LA CASA DI JACK di Lars von Trier

di Sergio Di Vitantonio

Diceva l’austriaco Adolf Loos: “È noto che non annovero gli architetti fra gli esseri umani”, eppure l’ultima faticosa fatica di Lars von Trier è la biografia zibaldonesca di un ingegnere dedito all’architettura.

Jack, interpretato da un buon Matt Dillonè un assassino seriale. Banalmente. In dodici anni commette una serie di omicidi dei quali solo alcuni vengono mostrati a beneficio del voyeurismo dello spettatore, che segue la narrazione del protagonista in un caleidoscopio di cric per automobili, frigoriferi industriali, fucili di precisione e una ricerca a un’indispensabile pallottola incamiciata. In questo susseguirsi di dolci ricordi segnati dal sangue, Jack intavola continue discussioni con l’inizialmente sconosciuto Verge, dimostrando più a se stesso che al proprio interlocutore (reale o interiore poco importa), che la propria visione del mondo, della morale e delle persone è assolutamente giusta. Anche i suoi crimini sono giusti perché non sono atti delittuosi ma incidenti di percorso.

La vita di Jack è infatti segnata dagli incidenti; tuttavia gli incidenti costituiscono il pretesto serendipico che gli consente di darsi all’esegesi di un personalissimo disegno fatto di corpi, di oltraggi e, per l’appunto, architetture. Il sogno di Jack è quello di costruire una casa, ma per farlo la sua composizione ha bisogno di materiale e né il legno né il cemento si dimostrano adatti allo scopo sofisticato di realizzare opera. Sarà la carne la risposta finale e sarà sempre la carne a permettere al protagonista di scendere nell’abisso.

Lars von Trier, da indisciplinato maledetto che è, di tanto in tanto torna a fare capolino nelle sale rilanciando la sua necessità pseudo-vitale di “épater le bourgeois”; il regista è ormai costretto a farlo in maniera provocatoria come già successo nella conclusa triade rappresentata dalle pellicole precedenti “Antichrist”“Melancholia” e “Nymphomaniac”. Ne avevamo bisogno? Forse no, però è curioso come von Trier abbia sentito nuovamente la volontà di celebrare qualcosa che di celebrativo ha ben poco: “La vita è cattiva e senz’anima, cosa dimostrata tristemente dall’ascesa dell’Homo trumpus, il re ratto”; parole dello stesso Lars pronunciate al “The Guardian” in un’intervista del 2017 e con un evidentissimo riferimento alla situazione politica statunitense.

Al di là delle posizioni anti-americane di von Trier, al di là della domanda sulla necessità posta precedentemente, non possiamo non rimanere, in qualità di spettatori passivi di una sceneggiatura già scritta da un uomo con una considerazione diabolicamente alta di se stesso, crudelmente attratti  prima dalla consuetudinaria carovana di polemiche che accompagna ogni nuova uscita di von Trier e, dopo, dall’esplorazione del vissuto criminale del nostro sociopatico Jack.
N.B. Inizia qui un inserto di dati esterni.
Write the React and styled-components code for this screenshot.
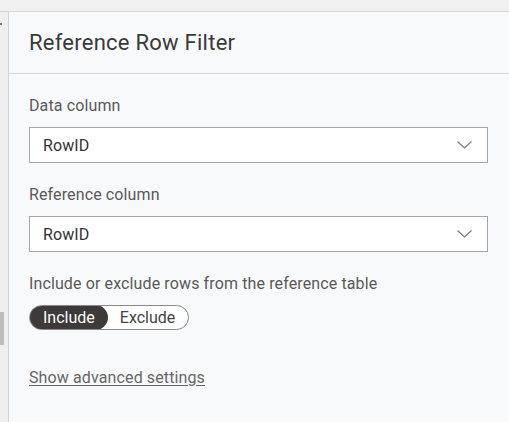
import React from "react";
import styled, { createGlobalStyle } from "styled-components";

const Global = createGlobalStyle`
  html, body { margin: 0; padding: 0; height: 100%; }
  body { font-family: Roboto, "Noto Sans", sans-serif; background: #f0f0f1; }
  #root { height: 100%; }
`;

const Page = styled.div`
  display: flex;
  flex-direction: column;
  height: 422px;
  width: 509px;
  overflow: hidden;
`;

const TopStrip = styled.div`
  height: 11px;
  background: #f0f0f1;
  border-bottom: 1px solid #d4d4d6;
  flex: none;
`;

const Body = styled.div`
  display: flex;
  flex: 1;
  min-height: 0;
`;

const SideRail = styled.div`
  position: relative;
  width: 8px;
  flex: none;
  background: #efefef;
  border-right: 1px solid #d4d4d6;
`;

const RailMark = styled.div`
  position: absolute;
  left: 0;
  top: 11px;
  width: 2px;
  height: 2px;
  background: #777;
`;

const RailThumb = styled.div`
  position: absolute;
  left: 0;
  top: 300px;
  width: 4px;
  height: 33px;
  background: #bdbdbd;
`;

const Panel = styled.div`
  flex: 1;
  background: #f8f9fa;
  display: flex;
  flex-direction: column;
`;

const Header = styled.div`
  height: 62px;
  box-sizing: border-box;
  border-bottom: 1px solid #d6d6d8;
  display: flex;
  align-items: center;
  padding-left: 20px;
  padding-bottom: 1px;
  font-size: 22px;
  letter-spacing: 0.25px;
  color: #3a3a3a;
`;

const Content = styled.div`
  padding: 22px 21px 0 20px;
  display: flex;
  flex-direction: column;
`;

const Label = styled.div`
  font-size: 16px;
  line-height: 20px;
  letter-spacing: 0.12px;
  color: #595959;
  margin-bottom: 11px;
`;

const Select = styled.div`
  height: 36px;
  box-sizing: border-box;
  border: 1px solid #a6a6a6;
  background: #fff;
  display: flex;
  align-items: center;
  justify-content: space-between;
  padding: 0 15px 0 13px;
  font-size: 16px;
  letter-spacing: 0.12px;
  color: #333;
  margin-bottom: 22px;
`;

const Toggle = styled.div`
  display: inline-flex;
  align-self: flex-start;
  height: 25px;
  box-sizing: border-box;
  border: 1px solid #8a8a8a;
  border-radius: 13px;
  background: #fff;
  margin-bottom: 38px;
  overflow: hidden;
`;

const ToggleOption = styled.div`
  display: flex;
  align-items: center;
  font-size: 16px;
  padding: ${(p) => (p.$active ? "0 13px 0 14px" : "0 13px 0 13px")};
  border-radius: 13px;
  background: ${(p) => (p.$active ? "#3e3a39" : "transparent")};
  color: ${(p) => (p.$active ? "#fff" : "#444")};
  margin: -1px 0 -1px -1px;
`;

const Link = styled.a`
  font-size: 16px;
  line-height: 20px;
  letter-spacing: 0.12px;
  color: #666;
  text-decoration: underline;
  text-underline-offset: 2px;
  align-self: flex-start;
`;

const Chevron = () => (
  <svg width="15" height="8" viewBox="0 0 15 8" fill="none">
    <path d="M0.5 0.5 L7.5 7 L14.5 0.5" stroke="#777" strokeWidth="1.1" />
  </svg>
);

export default function App() {
  return (
    <>
      <Global />
      <Page>
        <TopStrip />
        <Body>
          <SideRail>
            <RailMark />
            <RailThumb />
          </SideRail>
          <Panel>
            <Header>Reference Row Filter</Header>
            <Content>
              <Label>Data column</Label>
              <Select>
                <span>RowID</span>
                <Chevron />
              </Select>
              <Label>Reference column</Label>
              <Select>
                <span>RowID</span>
                <Chevron />
              </Select>
              <Label>Include or exclude rows from the reference table</Label>
              <Toggle>
                <ToggleOption $active>Include</ToggleOption>
                <ToggleOption>Exclude</ToggleOption>
              </Toggle>
              <Link>Show advanced settings</Link>
            </Content>
          </Panel>
        </Body>
      </Page>
    </>
  );
}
Tolto il sangue, tolti i più o meno fantasiosi metodi che Jack sfrutta per compiere i suoi atti, tolta, insomma, la quasi totalità di 155 minuti di girato (tagli della censura permettendo), “La casa di Jack” non è altro che l’esempio batterico di quanti, memori dell’insegnamento di Nietzsche, si mettono a scrutare nell’abisso con la differenza di non venire scrutati a loro volta ma di vomitarci dentro un po’ tutta la propria esistenza seguendo in ex abrupto uno scopo mai del tutto chiaro ma giustificabilissimo.

Infine, diciamocelo, quanti tra noi immoralisti della domenica hanno seguito con curiosità qualunquista e con l’acerba pretesa del “No, ma io questa cosa non la tollero ma continuerò a guardarla fino alla fine” la triste scena della caccia al bambino? Oh! Quante mani alzate vedo!